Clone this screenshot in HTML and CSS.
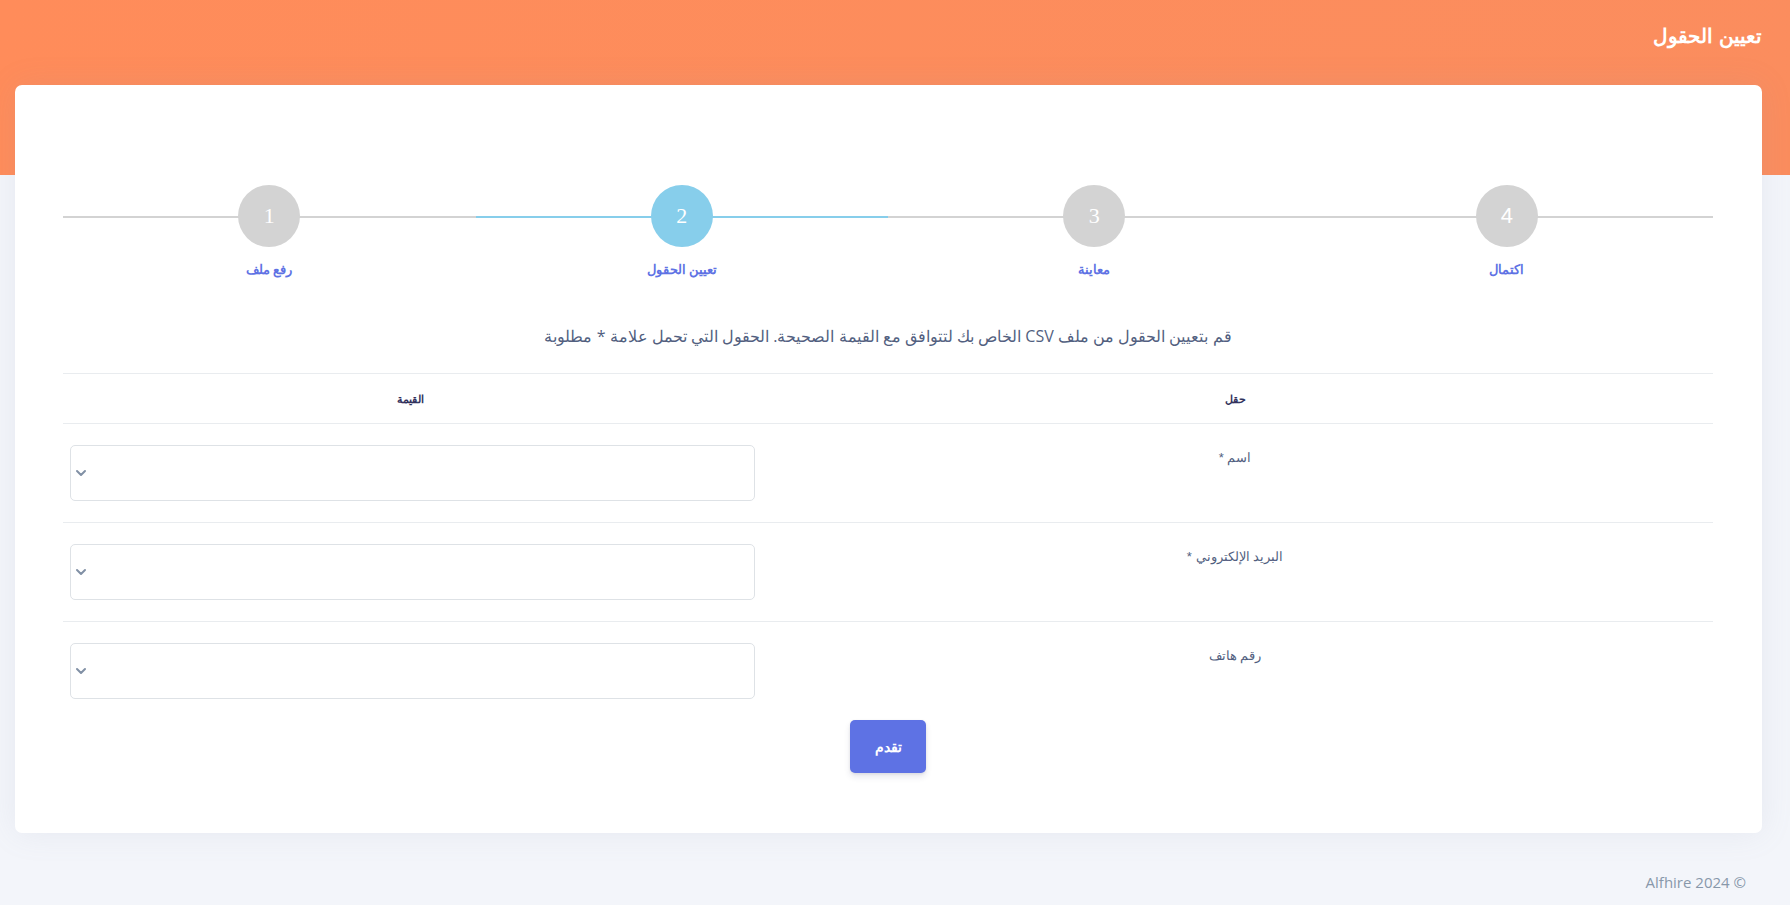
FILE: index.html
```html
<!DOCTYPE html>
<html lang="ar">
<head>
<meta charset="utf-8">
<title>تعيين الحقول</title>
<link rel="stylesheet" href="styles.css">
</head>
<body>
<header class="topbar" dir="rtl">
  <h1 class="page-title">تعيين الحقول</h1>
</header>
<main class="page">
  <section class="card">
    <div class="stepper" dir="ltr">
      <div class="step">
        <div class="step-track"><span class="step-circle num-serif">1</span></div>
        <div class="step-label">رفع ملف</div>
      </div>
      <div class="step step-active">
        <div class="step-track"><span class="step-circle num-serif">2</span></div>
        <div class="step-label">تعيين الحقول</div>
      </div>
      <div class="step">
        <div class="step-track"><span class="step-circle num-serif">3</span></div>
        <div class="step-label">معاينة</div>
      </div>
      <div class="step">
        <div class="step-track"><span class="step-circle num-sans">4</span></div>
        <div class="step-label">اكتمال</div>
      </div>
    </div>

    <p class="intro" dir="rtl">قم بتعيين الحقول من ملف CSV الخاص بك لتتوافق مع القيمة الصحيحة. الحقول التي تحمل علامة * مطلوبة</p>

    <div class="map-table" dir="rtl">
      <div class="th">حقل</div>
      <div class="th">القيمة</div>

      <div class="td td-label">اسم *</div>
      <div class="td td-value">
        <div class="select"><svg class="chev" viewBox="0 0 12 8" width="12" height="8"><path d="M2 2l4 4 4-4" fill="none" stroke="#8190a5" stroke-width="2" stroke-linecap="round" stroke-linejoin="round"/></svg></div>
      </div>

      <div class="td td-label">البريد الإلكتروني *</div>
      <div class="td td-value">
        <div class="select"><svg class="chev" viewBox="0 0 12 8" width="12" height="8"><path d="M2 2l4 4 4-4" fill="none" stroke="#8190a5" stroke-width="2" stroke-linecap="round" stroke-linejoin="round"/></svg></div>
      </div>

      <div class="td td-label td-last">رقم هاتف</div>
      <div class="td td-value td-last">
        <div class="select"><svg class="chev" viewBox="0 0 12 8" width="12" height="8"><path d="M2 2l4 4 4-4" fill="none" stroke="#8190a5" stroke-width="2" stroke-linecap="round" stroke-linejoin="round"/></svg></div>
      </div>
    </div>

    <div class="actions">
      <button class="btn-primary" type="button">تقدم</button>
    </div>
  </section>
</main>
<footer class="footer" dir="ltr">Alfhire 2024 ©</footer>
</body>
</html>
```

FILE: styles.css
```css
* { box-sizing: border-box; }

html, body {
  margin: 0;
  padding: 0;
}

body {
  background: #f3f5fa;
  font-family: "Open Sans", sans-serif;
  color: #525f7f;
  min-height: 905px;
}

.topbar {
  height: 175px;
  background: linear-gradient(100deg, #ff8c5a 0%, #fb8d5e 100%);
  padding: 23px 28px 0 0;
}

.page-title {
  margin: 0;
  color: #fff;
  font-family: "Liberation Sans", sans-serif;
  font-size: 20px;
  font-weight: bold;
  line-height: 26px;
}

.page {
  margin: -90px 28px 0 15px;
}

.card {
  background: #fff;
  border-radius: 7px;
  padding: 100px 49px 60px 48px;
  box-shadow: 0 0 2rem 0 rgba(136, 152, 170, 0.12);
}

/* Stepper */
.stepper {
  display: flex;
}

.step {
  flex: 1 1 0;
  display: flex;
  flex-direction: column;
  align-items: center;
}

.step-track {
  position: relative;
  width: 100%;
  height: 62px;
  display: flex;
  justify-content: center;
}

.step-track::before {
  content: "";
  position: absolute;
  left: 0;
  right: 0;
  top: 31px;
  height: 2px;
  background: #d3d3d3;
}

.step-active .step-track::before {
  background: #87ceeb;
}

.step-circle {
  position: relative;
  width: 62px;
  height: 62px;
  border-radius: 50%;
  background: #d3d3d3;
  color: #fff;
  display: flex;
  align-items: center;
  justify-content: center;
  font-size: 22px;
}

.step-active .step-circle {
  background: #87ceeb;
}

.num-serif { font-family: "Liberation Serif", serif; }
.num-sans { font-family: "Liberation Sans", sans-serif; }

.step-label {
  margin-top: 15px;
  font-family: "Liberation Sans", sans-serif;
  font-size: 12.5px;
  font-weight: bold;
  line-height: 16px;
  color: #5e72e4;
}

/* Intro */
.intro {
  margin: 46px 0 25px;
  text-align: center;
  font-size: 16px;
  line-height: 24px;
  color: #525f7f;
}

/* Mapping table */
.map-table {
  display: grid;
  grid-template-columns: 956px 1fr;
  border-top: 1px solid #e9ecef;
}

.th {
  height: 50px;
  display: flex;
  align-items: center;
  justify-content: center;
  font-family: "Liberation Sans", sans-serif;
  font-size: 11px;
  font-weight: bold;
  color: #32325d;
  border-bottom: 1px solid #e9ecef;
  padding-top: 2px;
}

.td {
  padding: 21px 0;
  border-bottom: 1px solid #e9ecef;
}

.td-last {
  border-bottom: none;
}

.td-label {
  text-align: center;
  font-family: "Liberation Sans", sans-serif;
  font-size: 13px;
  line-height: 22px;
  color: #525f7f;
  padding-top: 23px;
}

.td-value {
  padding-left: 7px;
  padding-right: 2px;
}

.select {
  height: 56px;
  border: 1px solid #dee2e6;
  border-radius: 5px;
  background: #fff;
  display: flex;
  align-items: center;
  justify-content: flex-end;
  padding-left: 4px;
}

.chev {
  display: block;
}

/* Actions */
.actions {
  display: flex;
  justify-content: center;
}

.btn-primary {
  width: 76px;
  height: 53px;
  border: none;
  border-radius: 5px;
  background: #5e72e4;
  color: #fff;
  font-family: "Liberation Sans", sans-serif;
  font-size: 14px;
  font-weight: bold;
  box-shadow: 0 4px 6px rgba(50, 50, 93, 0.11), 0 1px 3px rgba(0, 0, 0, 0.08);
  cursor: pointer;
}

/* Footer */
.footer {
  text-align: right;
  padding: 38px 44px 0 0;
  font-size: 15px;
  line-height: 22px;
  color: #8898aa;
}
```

━━━━━━━━━━━━━━━━━━━━

WHAT YOU ARE ASKED TO DO
Without the pictures, write out the whole listing above exactly as it appears.

OUTPUT BELOW
Clone this screenshot in HTML and CSS.
FILE: index.html
```html
<!DOCTYPE html>
<html lang="ar">
<head>
<meta charset="utf-8">
<title>تعيين الحقول</title>
<link rel="stylesheet" href="styles.css">
</head>
<body>
<header class="topbar" dir="rtl">
  <h1 class="page-title">تعيين الحقول</h1>
</header>
<main class="page">
  <section class="card">
    <div class="stepper" dir="ltr">
      <div class="step">
        <div class="step-track"><span class="step-circle num-serif">1</span></div>
        <div class="step-label">رفع ملف</div>
      </div>
      <div class="step step-active">
        <div class="step-track"><span class="step-circle num-serif">2</span></div>
        <div class="step-label">تعيين الحقول</div>
      </div>
      <div class="step">
        <div class="step-track"><span class="step-circle num-serif">3</span></div>
        <div class="step-label">معاينة</div>
      </div>
      <div class="step">
        <div class="step-track"><span class="step-circle num-sans">4</span></div>
        <div class="step-label">اكتمال</div>
      </div>
    </div>

    <p class="intro" dir="rtl">قم بتعيين الحقول من ملف CSV الخاص بك لتتوافق مع القيمة الصحيحة. الحقول التي تحمل علامة * مطلوبة</p>

    <div class="map-table" dir="rtl">
      <div class="th">حقل</div>
      <div class="th">القيمة</div>

      <div class="td td-label">اسم *</div>
      <div class="td td-value">
        <div class="select"><svg class="chev" viewBox="0 0 12 8" width="12" height="8"><path d="M2 2l4 4 4-4" fill="none" stroke="#8190a5" stroke-width="2" stroke-linecap="round" stroke-linejoin="round"/></svg></div>
      </div>

      <div class="td td-label">البريد الإلكتروني *</div>
      <div class="td td-value">
        <div class="select"><svg class="chev" viewBox="0 0 12 8" width="12" height="8"><path d="M2 2l4 4 4-4" fill="none" stroke="#8190a5" stroke-width="2" stroke-linecap="round" stroke-linejoin="round"/></svg></div>
      </div>

      <div class="td td-label td-last">رقم هاتف</div>
      <div class="td td-value td-last">
        <div class="select"><svg class="chev" viewBox="0 0 12 8" width="12" height="8"><path d="M2 2l4 4 4-4" fill="none" stroke="#8190a5" stroke-width="2" stroke-linecap="round" stroke-linejoin="round"/></svg></div>
      </div>
    </div>

    <div class="actions">
      <button class="btn-primary" type="button">تقدم</button>
    </div>
  </section>
</main>
<footer class="footer" dir="ltr">Alfhire 2024 ©</footer>
</body>
</html>
```

FILE: styles.css
```css
* { box-sizing: border-box; }

html, body {
  margin: 0;
  padding: 0;
}

body {
  background: #f3f5fa;
  font-family: "Open Sans", sans-serif;
  color: #525f7f;
  min-height: 905px;
}

.topbar {
  height: 175px;
  background: linear-gradient(100deg, #ff8c5a 0%, #fb8d5e 100%);
  padding: 23px 28px 0 0;
}

.page-title {
  margin: 0;
  color: #fff;
  font-family: "Liberation Sans", sans-serif;
  font-size: 20px;
  font-weight: bold;
  line-height: 26px;
}

.page {
  margin: -90px 28px 0 15px;
}

.card {
  background: #fff;
  border-radius: 7px;
  padding: 100px 49px 60px 48px;
  box-shadow: 0 0 2rem 0 rgba(136, 152, 170, 0.12);
}

/* Stepper */
.stepper {
  display: flex;
}

.step {
  flex: 1 1 0;
  display: flex;
  flex-direction: column;
  align-items: center;
}

.step-track {
  position: relative;
  width: 100%;
  height: 62px;
  display: flex;
  justify-content: center;
}

.step-track::before {
  content: "";
  position: absolute;
  left: 0;
  right: 0;
  top: 31px;
  height: 2px;
  background: #d3d3d3;
}

.step-active .step-track::before {
  background: #87ceeb;
}

.step-circle {
  position: relative;
  width: 62px;
  height: 62px;
  border-radius: 50%;
  background: #d3d3d3;
  color: #fff;
  display: flex;
  align-items: center;
  justify-content: center;
  font-size: 22px;
}

.step-active .step-circle {
  background: #87ceeb;
}

.num-serif { font-family: "Liberation Serif", serif; }
.num-sans { font-family: "Liberation Sans", sans-serif; }

.step-label {
  margin-top: 15px;
  font-family: "Liberation Sans", sans-serif;
  font-size: 12.5px;
  font-weight: bold;
  line-height: 16px;
  color: #5e72e4;
}

/* Intro */
.intro {
  margin: 46px 0 25px;
  text-align: center;
  font-size: 16px;
  line-height: 24px;
  color: #525f7f;
}

/* Mapping table */
.map-table {
  display: grid;
  grid-template-columns: 956px 1fr;
  border-top: 1px solid #e9ecef;
}

.th {
  height: 50px;
  display: flex;
  align-items: center;
  justify-content: center;
  font-family: "Liberation Sans", sans-serif;
  font-size: 11px;
  font-weight: bold;
  color: #32325d;
  border-bottom: 1px solid #e9ecef;
  padding-top: 2px;
}

.td {
  padding: 21px 0;
  border-bottom: 1px solid #e9ecef;
}

.td-last {
  border-bottom: none;
}

.td-label {
  text-align: center;
  font-family: "Liberation Sans", sans-serif;
  font-size: 13px;
  line-height: 22px;
  color: #525f7f;
  padding-top: 23px;
}

.td-value {
  padding-left: 7px;
  padding-right: 2px;
}

.select {
  height: 56px;
  border: 1px solid #dee2e6;
  border-radius: 5px;
  background: #fff;
  display: flex;
  align-items: center;
  justify-content: flex-end;
  padding-left: 4px;
}

.chev {
  display: block;
}

/* Actions */
.actions {
  display: flex;
  justify-content: center;
}

.btn-primary {
  width: 76px;
  height: 53px;
  border: none;
  border-radius: 5px;
  background: #5e72e4;
  color: #fff;
  font-family: "Liberation Sans", sans-serif;
  font-size: 14px;
  font-weight: bold;
  box-shadow: 0 4px 6px rgba(50, 50, 93, 0.11), 0 1px 3px rgba(0, 0, 0, 0.08);
  cursor: pointer;
}

/* Footer */
.footer {
  text-align: right;
  padding: 38px 44px 0 0;
  font-size: 15px;
  line-height: 22px;
  color: #8898aa;
}
```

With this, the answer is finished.